Students are encouraged to be good ‘digital citizens’

Associate Superintendent of Caring Schools for LDSB, Patty Gollogly, spoke about the matter in a phone interview on Wednesday, Jan. 12, 2022. “We try to be proactive about teaching our students digital citizenship. We ensure that [teachers] review and go over what this means. We also make sure that our students have an understanding of the appropriate use of technology,” Gollogly said, regarding what measures are being taken to ensure student safety online.

Gollogly would not directly address the matter of students being able to invite other, unauthorized people into Teams chats, nor the sending of inappropriate materials between students, as they related to a specific incident, she said.

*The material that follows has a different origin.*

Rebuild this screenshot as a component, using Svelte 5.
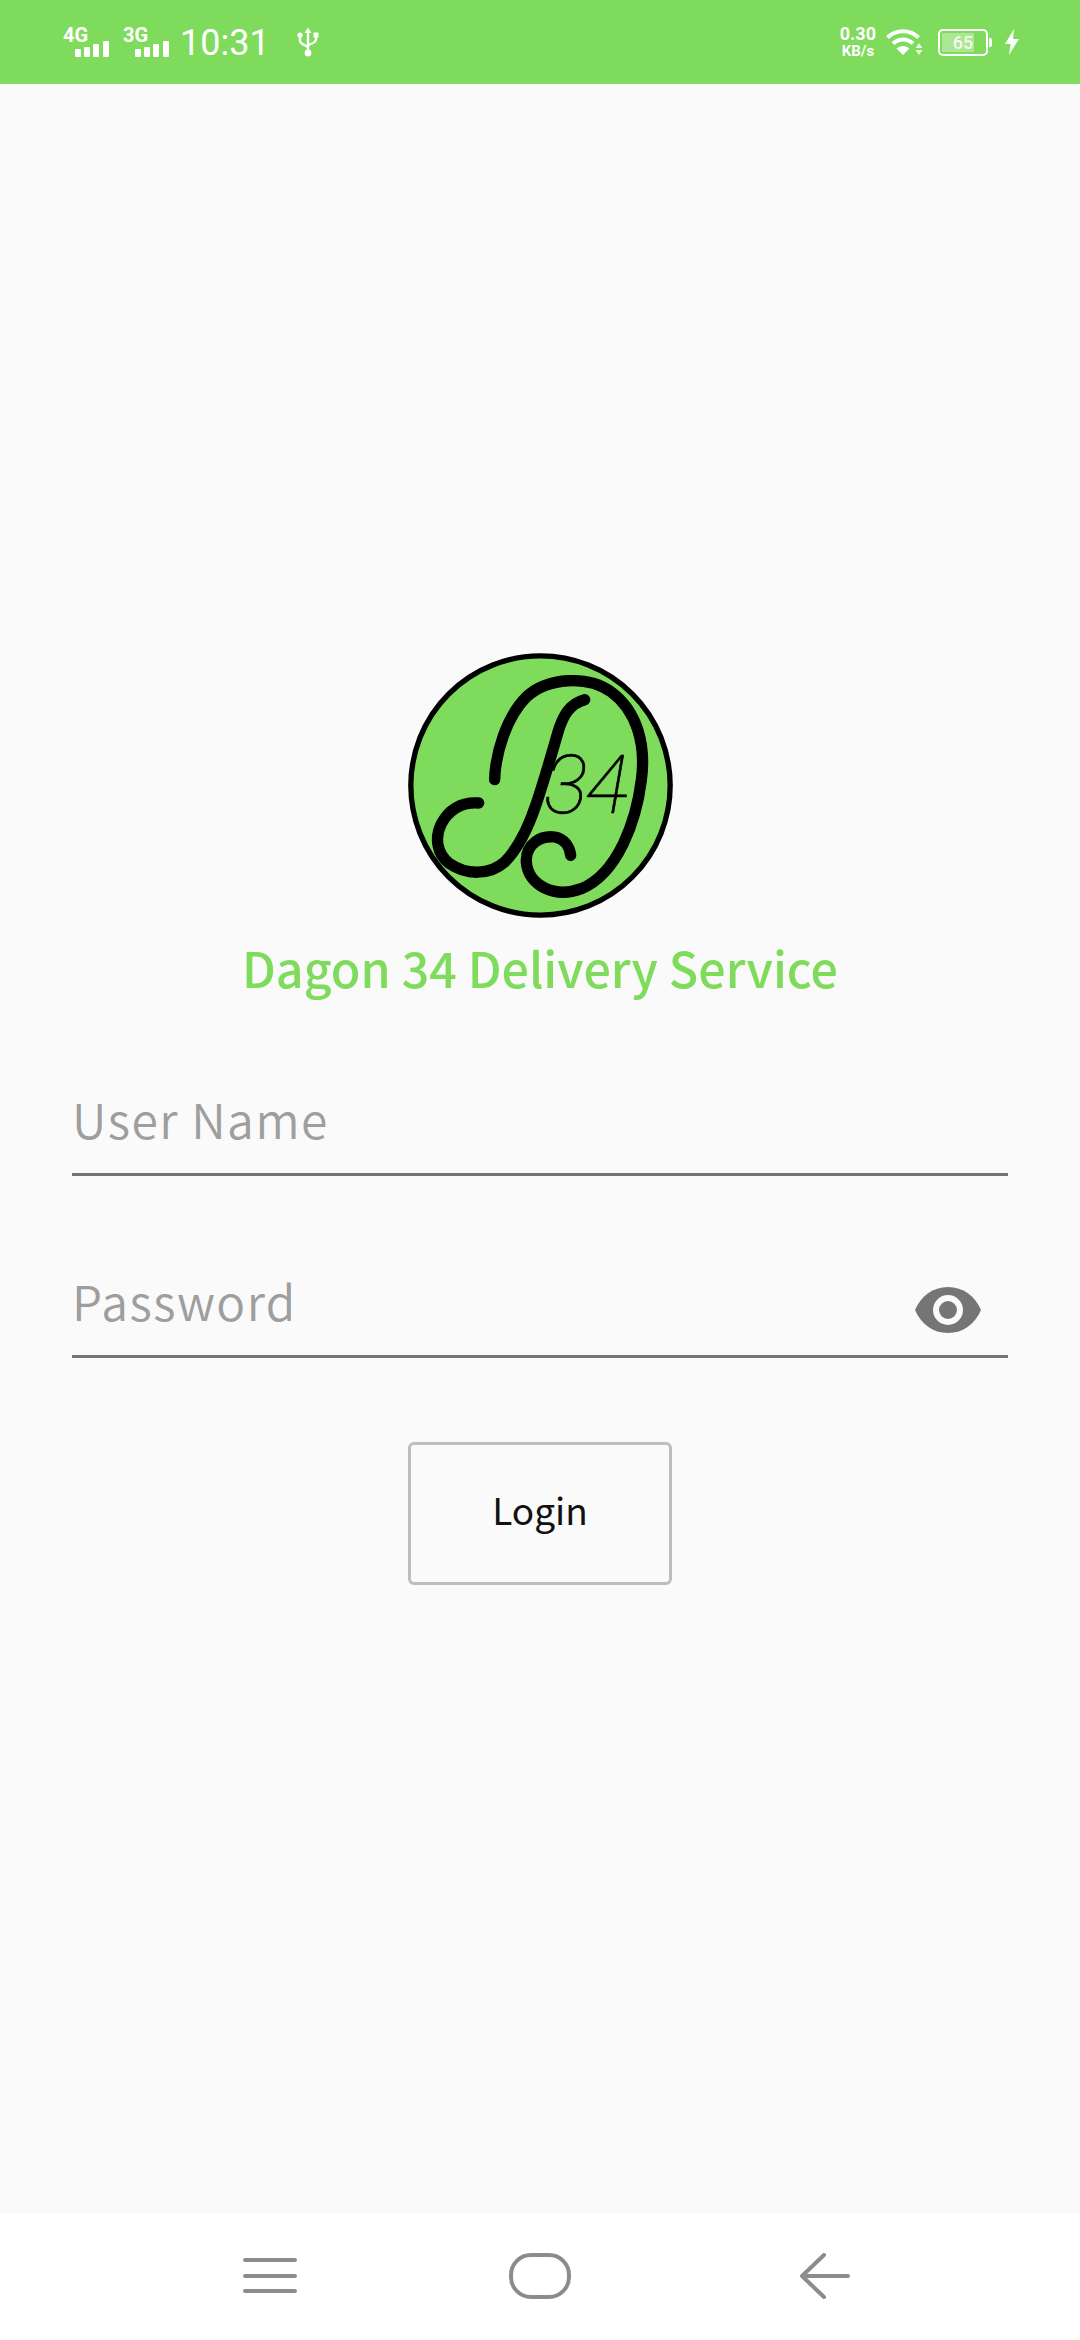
<script>
  let username = $state('');
  let password = $state('');
</script>

<div class="screen">
  <header class="status-bar">
    <div class="status-left">
      <svg class="signal" width="48" height="38" viewBox="0 0 48 38">
        <text x="0" y="21" class="net">4G</text>
        <rect x="12" y="28" width="6" height="8" rx="1" />
        <rect x="21" y="26" width="6" height="10" rx="1" />
        <rect x="30" y="23" width="6" height="13" rx="1" />
        <rect x="40" y="20" width="6" height="16" rx="1" />
      </svg>
      <svg class="signal second" width="48" height="38" viewBox="0 0 48 38">
        <text x="0" y="21" class="net">3G</text>
        <rect x="12" y="28" width="6" height="8" rx="1" />
        <rect x="21" y="26" width="6" height="10" rx="1" />
        <rect x="30" y="23" width="6" height="13" rx="1" />
        <rect x="40" y="20" width="6" height="16" rx="1" />
      </svg>
      <span class="time">10:31</span>
      <svg class="usb" width="22" height="30" viewBox="0 0 22 30" fill="none" stroke="#fff" stroke-width="2.4">
        <path d="M11 4V25" />
        <path d="M11 0.5 14.5 6H7.5Z" fill="#fff" stroke="none" />
        <circle cx="11" cy="26" r="3.4" fill="#fff" stroke="none" />
        <path d="M3 9V13.5C3 16 5 17 11 20" />
        <path d="M19 9V12C19 15 17 16 11 18" />
        <circle cx="3" cy="8" r="2.6" fill="#fff" stroke="none" />
        <rect x="16.5" y="5.5" width="5" height="5" fill="#fff" stroke="none" />
      </svg>
    </div>
    <div class="status-right">
      <div class="speed">
        <span class="speed-value">0.30</span>
        <span class="speed-unit">KB/s</span>
      </div>
      <svg class="wifi" width="37" height="28" viewBox="0 0 37 28" fill="none" stroke="#fff" stroke-width="4">
        <path d="M1.5 9.5C10 1 24 1 32.5 9.5" />
        <path d="M7 15.5C12.5 10 21.5 10 27 15.5" />
        <path d="M17 27 10.5 20.5C14 17 20 17 23.5 20.5Z" fill="#fff" stroke="none" />
        <path d="M33 15 36.5 20H29.5ZM33 27 29.5 22H36.5Z" fill="#fff" stroke="none" opacity="0.85" />
      </svg>
      <div class="battery">
        <div class="battery-fill"></div>
        <span class="battery-text">65</span>
        <div class="battery-tip"></div>
      </div>
      <svg class="bolt" width="14" height="26" viewBox="0 0 14 26">
        <path d="M9 0 0 15H5.5L4 26 14 10H8Z" fill="#fff" />
      </svg>
    </div>
  </header>

  <main class="content">
    <svg class="logo" width="265" height="265" viewBox="50 38 795 795">
      <circle cx="447.5" cy="435.5" r="389" fill="#7fdb5b" stroke="#000" stroke-width="16" />
      <g fill="none" stroke="#000" stroke-width="34" stroke-linecap="round">
        <path d="M310 418C312 340 345 230 405 170C470 110 590 105 660 155C735 210 765 310 750 420C735 540 680 700 570 745C490 775 410 735 405 665C402 610 450 585 490 590C520 595 535 620 538 645" />
        <path d="M580 178C535 190 515 225 500 275C480 345 460 415 435 490C415 550 385 620 340 665C295 705 225 705 175 670C135 640 130 590 150 550C175 505 215 485 262 488" />
      </g>
      <text x="458" y="518" class="logo-num">34</text>
    </svg>

    <h1 class="title">Dagon 34 Delivery Service</h1>

    <div class="form">
      <label class="field">
        <span class="placeholder">{username || 'User Name'}</span>
      </label>
      <label class="field">
        <span class="placeholder">{password || 'Password'}</span>
        <svg class="eye" width="66" height="46" viewBox="0 0 66 46">
          <path d="M33 0C18 0 6 9 0 23 6 37 18 46 33 46 48 46 60 37 66 23 60 9 48 0 33 0Z" fill="#757575" />
          <circle cx="33" cy="23" r="15" fill="#fafafa" />
          <circle cx="33" cy="23" r="9" fill="#757575" />
        </svg>
      </label>
    </div>

    <button class="login">Login</button>
  </main>

  <nav class="nav-bar">
    <svg class="nav-menu" width="54" height="36" viewBox="0 0 54 36" stroke="#8c8c8c" stroke-width="4" stroke-linecap="round">
      <path d="M2 2H52M2 18H52M2 33H52" />
    </svg>
    <svg class="nav-home" width="62" height="46" viewBox="0 0 62 46" fill="none" stroke="#8c8c8c" stroke-width="4">
      <rect x="2" y="2" width="58" height="42" rx="20" />
    </svg>
    <svg class="nav-back" width="50" height="46" viewBox="0 0 50 46" fill="none" stroke="#8c8c8c" stroke-width="4" stroke-linecap="round" stroke-linejoin="round">
      <path d="M24 2 2 23 24 44M2 23H48" />
    </svg>
  </nav>
</div>

<style>
  :global(body) {
    margin: 0;
  }

  .screen {
    width: 1080px;
    height: 2340px;
    display: flex;
    flex-direction: column;
    background: #fafafa;
    font-family: "Noto Sans CJK SC", "Noto Sans", sans-serif;
    overflow: hidden;
  }

  .status-bar {
    height: 84px;
    flex: none;
    background: #7fdb5b;
    display: flex;
    justify-content: space-between;
    align-items: center;
    padding: 0 61px 0 63px;
    box-sizing: border-box;
    color: #fff;
  }

  .status-left,
  .status-right {
    display: flex;
    align-items: center;
  }

  .signal {
    fill: #fff;
    margin-top: -4px;
  }

  .signal.second {
    margin-left: 12px;
  }

  .net {
    font-family: Roboto, sans-serif;
    font-size: 20px;
    font-weight: 700;
  }

  .time {
    font-family: Roboto, sans-serif;
    font-size: 36px;
    margin: 2px 0 0 9px;
    line-height: 1;
  }

  .usb {
    margin-left: 27px;
  }

  .speed {
    display: flex;
    flex-direction: column;
    align-items: center;
    font-family: Roboto, sans-serif;
    font-weight: 700;
    line-height: 1;
  }

  .speed-value {
    font-size: 18px;
  }

  .speed-unit {
    font-size: 15px;
    margin-top: 1px;
  }

  .wifi {
    margin-left: 10px;
  }

  .battery {
    position: relative;
    width: 50px;
    height: 27px;
    margin-left: 15px;
    border: 2.5px solid #fff;
    border-radius: 5px;
    box-sizing: border-box;
    display: flex;
    align-items: center;
    justify-content: center;
  }

  .battery-fill {
    position: absolute;
    left: 2px;
    top: 2px;
    bottom: 2px;
    width: 32px;
    background: rgba(255, 255, 255, 0.35);
    border-radius: 1px;
  }

  .battery-text {
    position: relative;
    font-family: Roboto, sans-serif;
    font-size: 18px;
    font-weight: 500;
    color: rgba(255, 255, 255, 0.85);
  }

  .battery-tip {
    position: absolute;
    right: -6px;
    top: 7px;
    width: 3px;
    height: 9px;
    background: #fff;
    border-radius: 0 2px 2px 0;
  }

  .bolt {
    margin-left: 17px;
  }

  .content {
    flex: 1;
    display: flex;
    flex-direction: column;
    align-items: center;
    padding-top: 569px;
  }

  .logo {
    display: block;
  }

  .logo-num {
    font-family: Roboto, sans-serif;
    font-weight: 100;
    font-style: italic;
    font-size: 245px;
    letter-spacing: -6px;
    fill: #000;
    stroke: #000;
    stroke-width: 2px;
  }

  .title {
    margin: 13px 0 0;
    font-size: 48.4px;
    line-height: 72px;
    font-weight: 500;
    color: #7fdb5b;
  }

  .form {
    width: 936px;
    margin-top: 79px;
    display: flex;
    flex-direction: column;
    gap: 88px;
  }

  .field {
    height: 94px;
    border-bottom: 3px solid #757575;
    box-sizing: border-box;
    display: flex;
    justify-content: space-between;
    align-items: flex-end;
    position: relative;
  }

  .placeholder {
    font-size: 48px;
    font-weight: 350;
    line-height: 70px;
    letter-spacing: 1.5px;
    color: #9e9e9e;
    margin: 0 0 20px 0;
  }

  .eye {
    margin: 0 27px 22px 0;
  }

  .login {
    margin-top: 84px;
    width: 264px;
    height: 143px;
    box-sizing: border-box;
    background: transparent;
    border: 3px solid #bdbdbd;
    border-radius: 6px;
    font-family: inherit;
    font-size: 37px;
    color: #111;
    padding: 0 0 10px;
  }

  .nav-bar {
    height: 127px;
    flex: none;
    background: #fff;
    display: flex;
    align-items: center;
    padding-left: 243px;
    padding-bottom: 2px;
    box-sizing: border-box;
  }

  .nav-home {
    margin-left: 212px;
  }

  .nav-back {
    margin-left: 229px;
  }
</style>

Surrounding the issue of cyber security, Gollogly pointed to the idea of “digital citizenship” multiple times. LDSB defines digital citizenship as “the norms of responsible behaviour related to the appropriate use of technology.” Furthermore, the LDSB states that it “is committed to providing and maintaining safe and appropriate environments conducive to learning and working for all. To improve student success and achievement, we must ensure that students feel safe, welcomed, respected and included.“

The Administrative Procedure 146 Digital Citizenship document outlines the prohibited uses of technology as including but not limited to: “creating, displaying, storing or sending fraudulent, harassing, sexually explicit, profane, obscene, intimidating, defamatory or otherwise inappropriate or unlawful materials; Cyberbullying.” Consequences for these aforementioned prohibited uses of technology are, “dealt with in accordance to the school’s Code of Conduct and/or relevant Board administrative procedures. This could result in the loss of network access privileges, temporary confiscation of devices, and/or other disciplinary actions.”

How can parents help students stay safe?

Gollogy acknowledged that this is a “challenging time for everyone” and that parents, students, and teachers are all doing their very best. Parents and guardians are encouraged to promote open conversations with students about what’s happening in their online classrooms, both the good and the bad. The LDSB suggests parents/guardians encourage students to speak out to their teachers if they notice any inappropriate or bullying behaviours.

If issues do arise, there is a reporting tool available on the LDSB website, as well as an outline of the recommended chain of contacts for initiating a resolution process.

With schools being scheduled to reopen this Monday, there still lies an uncertainty: Will the bullying that started online continue in school?

To that end, Gollogy said that the LDSB,“will continue to explore options on how to make sure that our students are feeling safe and comfortable within their classrooms.” Parents are encouraged to remain vigilant and proactive in holding space for conversations with students as they adjust to the ever-evolving school climate.